Au-delà de cette entorse aux formes, le think-tank soulève un important problème de fond et parle d’un « tournant majeur dans la politique commerciale externe suivie jusque-là par notre pays ».

Ce tournant concerne ce qui ressemble à une remise en cause de la libéralisation du commerce instituée depuis une trentaine d’années avec le passage de l’Algérie de l’économie dirigée à l’économie du marché.

La mise en place d’une procédure fermant le marché interne à tout produit fabriqué localement « tourne ouvertement le dos au principe de liberté de commerce posé depuis le milieu des années 1990 », estime le Care.

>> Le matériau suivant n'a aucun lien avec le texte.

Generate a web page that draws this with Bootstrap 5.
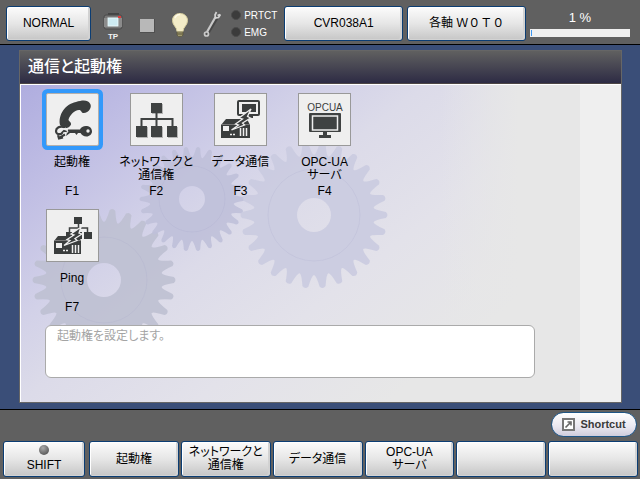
<!DOCTYPE html>
<html lang="ja">
<head>
<meta charset="utf-8">
<meta name="viewport" content="width=device-width, initial-scale=1">
<title>通信と起動権</title>
<link rel="stylesheet" href="https://cdn.jsdelivr.net/npm/bootstrap@5.3.0/dist/css/bootstrap.min.css">
<style>
  body { background: #3a4e78; color: #000; font-family: "Liberation Sans", "Noto Sans CJK JP", sans-serif; font-size: 12px; line-height: 13px; }
  .kana { font-feature-settings: "palt"; }
  .top-bar { background: #606060; border-bottom: 1px solid #000; height: 45px; padding: 6px 10px 3px 6px; }
  .bottom-bar { background: #606060; border-top: 1px solid #000; padding: 2px 2px 3px 3px; }
  .key-btn { --bs-btn-padding-x: 0; --bs-btn-padding-y: 0; --bs-btn-font-size: 12px; --bs-btn-line-height: 13px; --bs-btn-border-radius: 3px;
    --bs-btn-color: #000; --bs-btn-border-color: #0b3d73; --bs-btn-hover-color: #000; --bs-btn-hover-border-color: #0b3d73;
    background: linear-gradient(#fcfcfc, #e6e6e6 50%, #c6c6c6); box-shadow: inset 1px 1px #fff, inset -2px -1px #d2d2d2; }
  .g-mode { flex: 84 1 0; }
  .g-status { flex: 195 1 0; gap: 10px; }
  .g-status > :first-child { margin-left: 10px; }
  .g-prog { flex: 118 1 0; }
  .g-over { flex: 101 1 0; }
  .top-bar .key-btn { height: 35px; }
  .bottom-bar .key-btn { height: 36px; }
  .g-shift { flex: 82 1 0; margin-right: 2px; }
  .g-soft { flex: 90 1 0; }
  .soft-row { gap: 2px; }
  .led { width: 10px; height: 10px; background: #3b3b3b; border: 1px solid #4b4b4b; }
  .led-text { font-size: 10px; color: #fff; }
  .led-row { gap: 3px; }
  .shift-led { width: 10px; height: 10px; background: radial-gradient(circle at 40% 30%, #aaa, #606060 70%); }
  .over-text { font-size: 13px; line-height: 15px; color: #fff; }
  .progress { --bs-progress-height: 8px; --bs-progress-bg: #efefef; --bs-progress-border-radius: 0; --bs-progress-bar-bg: #3b96f0; padding: 1px; }
  .work { padding: 5px 18px 6px 19px; }
  .panel { border: 1px solid #666; }
  .panel-head { background: linear-gradient(#606060, #2d2b44); border-bottom: 1px solid #4c4545; color: #fff; font-size: 16px; line-height: 32px; height: 33px; padding-left: 8px; margin: 0; }
  .panel-body { background: #efefef; border-top: 1px solid #fff; border-left: 1px solid #fff; padding-right: 41px; }
  .scene { background: linear-gradient(90deg, rgba(231,231,231,0) 75%, #e7e7e7 89%), linear-gradient(142deg, #afaddf, #c0bee4 15%, #d2d1e8 31%, #dcdbe9 42%, #e3e2ea 60%, #e7e7e7 80%); padding: 8px 45px 24px 9px; }
  .gears { z-index: 0; }
  .tiles { display: grid; grid-template-columns: repeat(6, minmax(0, 1fr)); row-gap: 11px; }
  .tile { background: none; border: 0; padding: 0; color: #000; }
  .tile-icon { width: 53px; height: 53px; background: #efefef; border: 1px solid #999; }
  .tile-icon.chosen { box-shadow: 0 0 0 4px #3399fb; border-color: #b5b0ac; border-radius: 2px; }
  .tile-label { height: 28px; margin-top: 9px; padding-top: 1px; white-space: nowrap; }
  .tile-key { line-height: 14px; margin-top: 1px; }
  .message { background: #fff; border: 1px solid #aaa; border-radius: 6px; color: #a4a4a4; height: 53px; margin: 11px 0 0 15px; padding: 4px 11px; }
  .shortcut { border: 1px solid #1d5587; border-radius: 13px; background: linear-gradient(#fff, #e9e7f0 60%, #cfccdc); width: 86px; height: 25px; font-size: 11px; font-weight: bold; color: #3a3a3a; padding: 0; gap: 5px; margin-right: 1px; }
  .upper { height: 29px; }
</style>
<script src="https://cdn.jsdelivr.net/npm/bootstrap@5.3.0/dist/js/bootstrap.bundle.min.js"></script>
</head>
<body class="d-flex flex-column min-vh-100">

<header class="top-bar d-flex">
  <button type="button" class="btn key-btn g-mode">NORMAL</button>
  <div class="g-status d-flex align-items-center">
    <svg width="26" height="36" viewBox="0 0 26 36" role="img" aria-label="TP">
      <path d="M8 10V8h9v2" fill="none" stroke="#444" stroke-width="2"/>
      <rect x="3" y="9" width="18" height="14" rx="2" fill="#777" stroke="#4a4a4a"/>
      <rect x="3" y="12" width="3" height="9" fill="#8b8b8b"/><rect x="18" y="12" width="3" height="9" fill="#8b8b8b"/>
      <rect x="7" y="12" width="10" height="8" fill="#cdebf2" stroke="#e8f7fa"/>
      <rect x="17" y="10" width="3" height="2" fill="#e23b3b"/>
      <text x="12" y="33" text-anchor="middle" font-size="8" font-weight="bold" fill="#f2f2f2">TP</text>
    </svg>
    <svg width="22" height="36" viewBox="0 0 22 36" aria-hidden="true">
      <rect x="3" y="13" width="15" height="14" fill="#505050"/><rect x="3" y="13" width="14" height="13" fill="#b8b8b8"/>
    </svg>
    <svg width="22" height="36" viewBox="0 0 22 36" aria-hidden="true">
      <path d="M11 7.500c-4.500 0-7.500 3-7.500 7 0 5 4.500 6.500 4.500 11h6c0-4.500 4.500-6 4.500-11 0-4-3-7-7.500-7z" fill="#f3ecc8" stroke="#d8cf9f"/>
      <path d="M6 12c1-3 3-3.500 5-3.500" stroke="#fffbe8" stroke-width="1.500" fill="none"/>
      <path d="M8 26h6v3l-1.500 1.500h-3L8 29z" fill="#a09a72" stroke="#5a5537" stroke-width=".7"/><path d="M8 28h6" stroke="#5a5537"/>
    </svg>
    <svg width="20" height="36" viewBox="0 0 20 36" aria-hidden="true">
      <g transform="translate(1 1)" opacity=".4"><path d="M6 26L15 11" stroke="#222" stroke-width="3"/></g>
      <path d="M6 26L14.500 11" stroke="#c9c9c9" stroke-width="2.200"/>
      <path d="M15.500 6l-1.500 3 .5 3 3-.5 2-3M19 8.500l-2.500 1" fill="none" stroke="#d2d2d2" stroke-width="1.700"/>
      <circle cx="5.500" cy="28" r="2" fill="#555" stroke="#c9c9c9" stroke-width="1.700"/>
    </svg>
    <div class="d-flex flex-column gap-1">
      <div class="d-flex align-items-center led-row"><span class="led rounded-circle"></span><span class="led-text">PRTCT</span></div>
      <div class="d-flex align-items-center led-row"><span class="led rounded-circle"></span><span class="led-text">EMG</span></div>
    </div>
  </div>
  <button type="button" class="btn key-btn g-prog">CVR038A1</button>
  <button type="button" class="btn key-btn g-prog ms-1">各軸 Ｗ０Ｔ０</button>
  <div class="g-over ms-1 d-flex flex-column justify-content-end pb-1">
    <div class="over-text text-center pb-1">1 %</div>
    <div class="progress" role="progressbar" aria-label="オーバライド" aria-valuenow="1" aria-valuemin="0" aria-valuemax="100"><div class="progress-bar" style="width:1%"></div></div>
  </div>
</header>

<main class="work flex-grow-1 d-flex flex-column">
  <section class="panel flex-grow-1 d-flex flex-column">
    <h1 class="panel-head kana">通信と起動権</h1>
    <div class="panel-body flex-grow-1 d-flex flex-column">
      <div class="scene position-relative flex-grow-1">
        <svg class="gears position-absolute top-0 start-0" width="400" height="270" viewBox="21 85 400 270" aria-hidden="true">
          <g id="gearLayer" fill-rule="evenodd"></g>
        </svg>
        <div class="tiles position-relative">
          <button type="button" class="tile d-flex flex-column align-items-center">
            <span class="tile-icon chosen">
              <svg class="d-block" width="51" height="51" viewBox="1 1 51 51" aria-hidden="true">
                <g fill="#3a3d3d">
                  <path d="M14 32C12 22 19 11 30 9c5-1.500 9-2 12-.5 3 2 3.500 5 2 7.500-1.500 3-5 4.500-7 4-2-.5-1.500-3-4-3-5 .5-9 5-10.500 9.500 0 2 3 2.500 2.500 5-1 3-5 4.500-8 3.500z"/>
                  <path d="M22 36.500h7l5 0c1-2.500 4-4 7-3.500 3.500.5 5 3 5 5.500s-2.500 5-5.500 5c-3 0-4.500-1.500-6-3.500H32l-1.500 2-1.500-2h-5l-4 3z"/>
                </g>
                <path d="M18 34c-4-1.500-8 1-8 4s2 3.500 5 3l3-3 3 1M12 45c3-.5 5-2.500 7-3.500M12 42l1 3.500 4-1" fill="none" stroke="#3a3d3d" stroke-width="2.200"/>
                <path d="M15 37l5-2 2 4-5 1" fill="none" stroke="#efefef" stroke-width="1"/>
                <circle cx="42" cy="38" r="1.700" fill="#efefef"/>
              </svg>
            </span>
            <span class="tile-label kana">起動権</span><span class="tile-key">F1</span>
          </button>
          <button type="button" class="tile d-flex flex-column align-items-center">
            <span class="tile-icon">
              <svg class="d-block" width="51" height="51" viewBox="1 1 51 51" aria-hidden="true">
                <g fill="#b5b5b5"><rect x="22" y="11" width="11" height="10"/><rect x="7" y="34" width="11" height="11"/><rect x="22" y="34" width="11" height="11"/><rect x="38" y="34" width="10" height="11"/></g>
                <path d="M26.500 20v13M11.500 34v-8h31v8" fill="none" stroke="#3f4242" stroke-width="2"/>
                <g fill="#3f4242"><rect x="21" y="10" width="11" height="10"/><rect x="6" y="33" width="11" height="11"/><rect x="21" y="33" width="11" height="11"/><rect x="37" y="33" width="10" height="11"/></g>
              </svg>
            </span>
            <span class="tile-label kana">ネットワークと<br>通信権</span><span class="tile-key">F2</span>
          </button>
          <button type="button" class="tile d-flex flex-column align-items-center">
            <span class="tile-icon">
              <svg class="d-block" width="51" height="51" viewBox="1 1 51 51" aria-hidden="true">
                <rect x="24" y="8" width="21" height="14" rx="1" fill="#efefef" stroke="#3a3d3d" stroke-width="2"/>
                <rect x="28" y="11" width="14" height="8" fill="#3a3d3d"/><path d="M35 23h4v2h-5z" fill="#3a3d3d"/>
                <path d="M12 26h21l3 6v13H7V32z" fill="#3a3d3d"/>
                <path d="M8 31.500h28" stroke="#777"/><rect x="9" y="33" width="6" height="5" fill="#efefef"/>
                <path d="M26.500 35v8M29.500 35v8M32.500 35v8" stroke="#efefef" stroke-width="1.500"/><path d="M16 41.500h2M19 41.500h2" stroke="#efefef" stroke-width="1.500"/>
                <path d="M37 16L25 25l3.500 1-7 5 3 1-7 5 13-5-2-2 8-5-3-1.500z" fill="#3a3d3d" stroke="#efefef" stroke-width="1.300"/>
              </svg>
            </span>
            <span class="tile-label kana">データ通信</span><span class="tile-key">F3</span>
          </button>
          <button type="button" class="tile d-flex flex-column align-items-center">
            <span class="tile-icon">
              <svg class="d-block" width="51" height="51" viewBox="1 1 51 51" aria-hidden="true">
                <text x="27" y="18" text-anchor="middle" font-size="10" fill="#3a3d3d">OPCUA</text>
                <rect x="11" y="20" width="32" height="19" rx="1" fill="#3f4242"/><rect x="14.500" y="23" width="25" height="14" fill="none" stroke="#efefef" stroke-width="1.500"/>
                <path d="M25 39h4v3h4v3H21v-3h4z" fill="#3f4242"/>
              </svg>
            </span>
            <span class="tile-label kana">OPC-UA<br>サーバ</span><span class="tile-key">F4</span>
          </button>
          <span></span><span></span>
          <button type="button" class="tile d-flex flex-column align-items-center">
            <span class="tile-icon">
              <svg class="d-block" width="51" height="51" viewBox="1 1 51 51" aria-hidden="true">
                <path d="M32.500 15v8M23.500 24v-5h18v5" fill="none" stroke="#3f4242" stroke-width="1.500"/>
                <g fill="#3a3d3d"><rect x="28" y="8" width="8" height="7"/><rect x="38" y="23" width="8" height="7"/><rect x="28" y="23" width="8" height="7"/><rect x="20" y="23" width="6" height="5"/>
                <path d="M12 27h21l2 5v13H8V32z"/></g>
                <path d="M9 31.500h26" stroke="#777"/><rect x="10" y="34" width="6" height="5" fill="#efefef"/>
                <path d="M26.500 36v8M29.500 36v8M32.500 36v8" stroke="#efefef" stroke-width="1.500"/><path d="M17 41.500h2M20 41.500h2" stroke="#efefef" stroke-width="1.500"/>
                <path d="M35 18l-10 7 3 1-7 4.500 3 1-6 5 13-5-2-2 7-4.500-3-1z" fill="#3a3d3d" stroke="#efefef" stroke-width="1.300"/>
              </svg>
            </span>
            <span class="tile-label">Ping</span><span class="tile-key">F7</span>
          </button>
        </div>
        <div class="message kana position-relative" role="status">起動権を設定します。</div>
      </div>
    </div>
  </section>
</main>

<footer class="bottom-bar">
  <div class="upper d-flex justify-content-end align-items-start">
    <button type="button" class="shortcut d-flex align-items-center justify-content-center">
      <svg width="13" height="13" viewBox="0 0 13 13" aria-hidden="true"><rect x="1" y="1" width="11" height="11" fill="#fff" stroke="#777" stroke-width="2"/><path d="M3.500 9.500l4.500-4.500M5.500 4h3.500v3.500" fill="none" stroke="#666" stroke-width="1.600"/></svg>
      <span>Shortcut</span>
    </button>
  </div>
  <div class="soft-row d-flex">
    <button type="button" class="btn key-btn g-shift d-flex flex-column align-items-center justify-content-end"><span class="shift-led rounded-circle mb-1"></span><span class="pb-1">SHIFT</span></button>
    <button type="button" class="btn key-btn kana g-soft">起動権</button>
    <button type="button" class="btn key-btn kana g-soft">ネットワークと<br>通信権</button>
    <button type="button" class="btn key-btn kana g-soft">データ通信</button>
    <button type="button" class="btn key-btn kana g-soft">OPC-UA<br>サーバ</button>
    <button type="button" class="btn key-btn g-soft" aria-label="F5"></button>
    <button type="button" class="btn key-btn g-soft" aria-label="F6"></button>
  </div>
</footer>

<script>
  // Decorative gears: centre, outer, root and hole radius, body ring radius, fill
  const gears = [
    [104, 280, 72, 58, 17, 43, 'rgb(190,192,210)'],
    [192, 199, 53, 42, 13, 33, 'rgb(191,192,217)'],
    [314, 215, 74, 60, 17, 46, 'rgb(202,203,224)']
  ];
  const teeth = 26;
  const layer = document.getElementById('gearLayer');
  for (const [cx, cy, outer, root, hole, ring, fill] of gears) {
    const at = (r, a) => (cx + r * Math.cos(a)).toFixed(1) + ' ' + (cy + r * Math.sin(a)).toFixed(1);
    const step = 2 * Math.PI / teeth;
    let d = 'M' + at(root, -step / 2);
    for (let i = 0; i < teeth; i++) {
      const a = i * step;
      d += 'Q' + at(root, a - step * .36) + ' ' + at(outer - 2, a - step * .17)
         + 'Q' + at(outer + 1, a) + ' ' + at(outer - 2, a + step * .17)
         + 'Q' + at(root, a + step * .36) + ' ' + at(root, a + step / 2);
    }
    d += `ZM${cx - hole} ${cy}a${hole} ${hole} 0 1 0 ${2 * hole} 0a${hole} ${hole} 0 1 0 ${-2 * hole} 0Z`;
    layer.insertAdjacentHTML('beforeend',
      `<path d="${d}" fill="${fill}" fill-opacity=".9"/><circle cx="${cx}" cy="${cy}" r="${ring}" fill="none" stroke="#9a9cc0" stroke-opacity=".15"/>`);
  }
</script>
</body>
</html>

Le Cercle de réflexion sur l’entreprise cité notamment l’article 2 de l’ordonnance 03-04 du 19 juillet 2003 qui dispose en qu’ « en dehors des produits touchant à la sécurité, à l’ordre public ou à la morale, les transactions à l’importation et à l’exportation s’exercent librement ».

S’agissant d’un « changement d’orientation substantiel », le cercle de réflexion estime que cela doit être accompagné d’un changement de législation, afin de « garder au cadre régissant le commerce extérieur sa cohérence et sa pleine conformité à l’état de droit », et la mise en œuvre d’une telle nouvelle politique se doit d’être « affichée à travers un texte réglementaire d’application (décret ou arrêté) qui soit promulgué au préalable au Journal officiel, et non pas au détour d’un courrier adressé par inadvertance à une association bancaire ».